Water Wonk Wednesdays
Weekly water news, tips, and innovations.
by Erik Baard
Happy World Water Day!
The UN World Water Day theme for 2017 is “Why Wastewater?” New York City consumes a billion gallons of water a day from reservoirs up north and then dumps 27 billion gallons of raw sewage into our local waterways because our wastewater system gets overwhelmed when rainfall adds to household discharges. This assault on our estuaries is a problem of water wealth, which might be solved by technologies developed by cities that suffer scarcity.
As I wrote for The Street, Singapore is directly reusing its wastewater (“toilet to tap”) by filtering and sterilizing. Orange County, California takes an indirect approach, pumping treated water below ground to mix with naturally occurring water tables for later uptake. Many other municipalities are similarly thrifty with H2O, and others are studying how reuse might work for them. Global climate change driven by carbon emissions from livestock, industry, transportation, and power generation could disrupt water supplies to many major population centers.
One of the biggest proponents of wastewater reuse is Bill Gates, whose foundation backs the Omniprocessor, a facility that turns sewage into water, energy, and ash.

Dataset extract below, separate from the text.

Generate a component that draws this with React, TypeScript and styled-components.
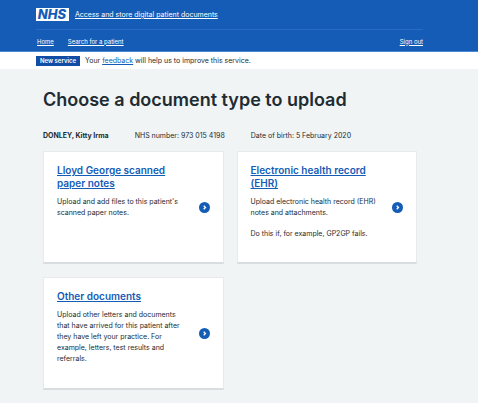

A less dramatic, but valuable, approach is to reuse cleaned wastewater for agriculture and other non-potable applications. At HarborLAB’s GreenLaunch we’ll be capturing rainwater, mixing it with shower water (where only strictly vetted soaps that we provide will be used) and feeding that to our native habitat and orchard areas via underground irrigation hoses. Our toilet will be a waterless or low-water composter.
Perhaps NYC will one day build Omniprocessors or the technology will lend itself to small-scale, distributed use. After all, just because today we have a wealth of water doesn’t mean we should waste it.